Por fim, deve-se observar que a aquisição de ativos no exterior (aqui englobados os imóveis e cotas de empresas) acarreta também em obrigações internas perante o fisco. Quem tiver domicílio fiscal no Brasil precisa declarar qualquer bem que possua no exterior. Se o investidor comprar diretamente o bem, e a operação for realizada em reais, na declaração dever-se-á informar o valor em dólares convertido pelo preço de venda do dólar comercial do dia. Esse valor será reproduzido nas próximas declarações, até o momento em que o bem for alienado, quando deverá ser realizada nova conversão e apurado o imposto a pagar, se houver lucro em reais.

 

Além disso, deve-se atentar que toda pessoa física ou jurídica deve declarar ao Banco Central do Brasil os bens e valores que possui no exterior, podendo ser exigida ainda a justificação dos recursos empregados na sua aquisição. Trata-se de obrigação criada durante o regime militar, através do Decreto-Lei n.º 1.060, de 21.10.1969, decretado com fundamento nos Atos Institucionais n.ºs 5 e 16 e assinado pelos Ministros da Marinha de Guerra, do Exército e da Aeronáutica Militar à época.
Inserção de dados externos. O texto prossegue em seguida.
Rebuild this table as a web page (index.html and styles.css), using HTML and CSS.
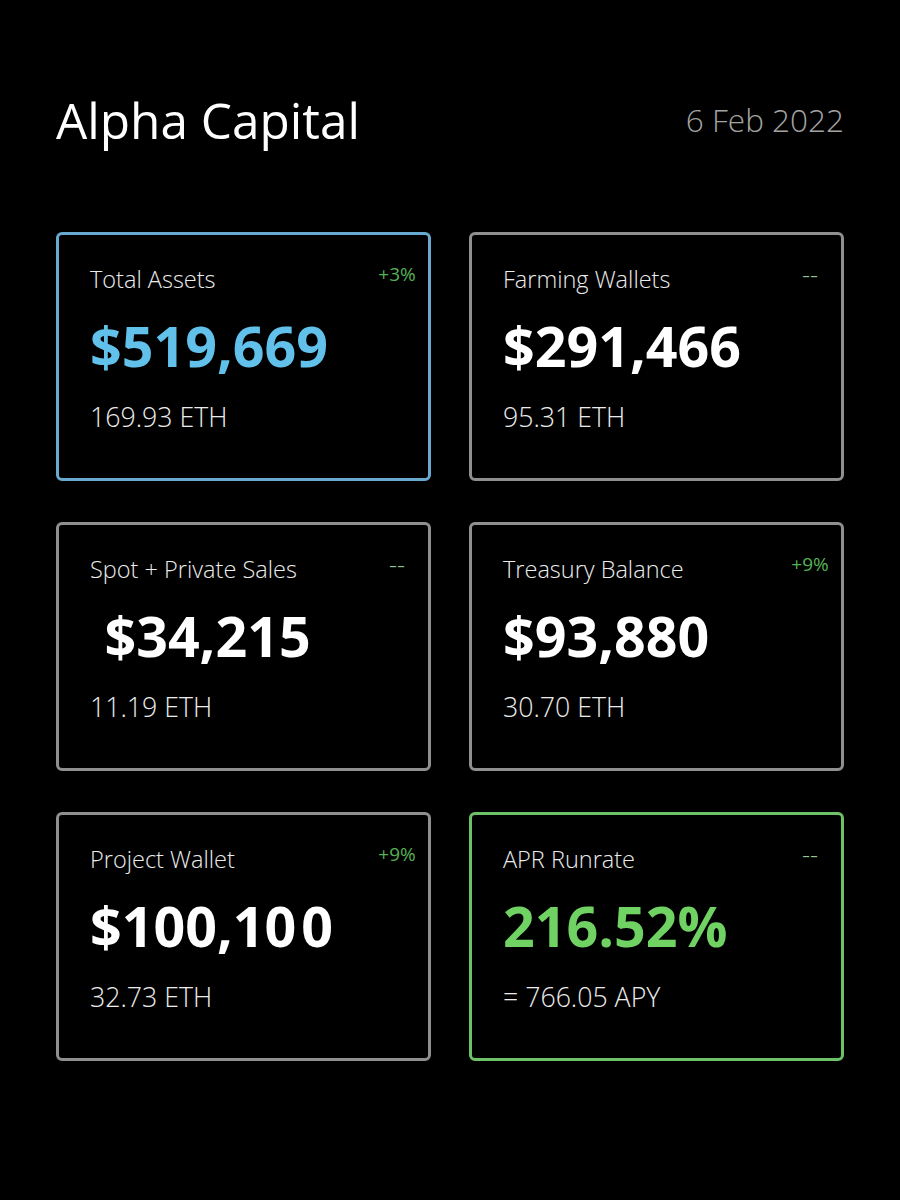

Atualmente, o assunto também é disciplinado pela Resolução n.º 3.854, expedida em 27.05.2010 pelo Conselho Monetário Nacional.

 

Referências: (i) HERRMANN, Richard L. Planning for Foreign Investment in U.S. Real Estate. March, 2008; (ii) U.S. Internal Revenue Service United States Department of the Treasury; (iii) New York State Department of Taxation and Finance; (iv) New York City Department of Finance; (v) U.S. National Conference of State Legislatures - NCSL; (vi) Receita Federal do Brasil.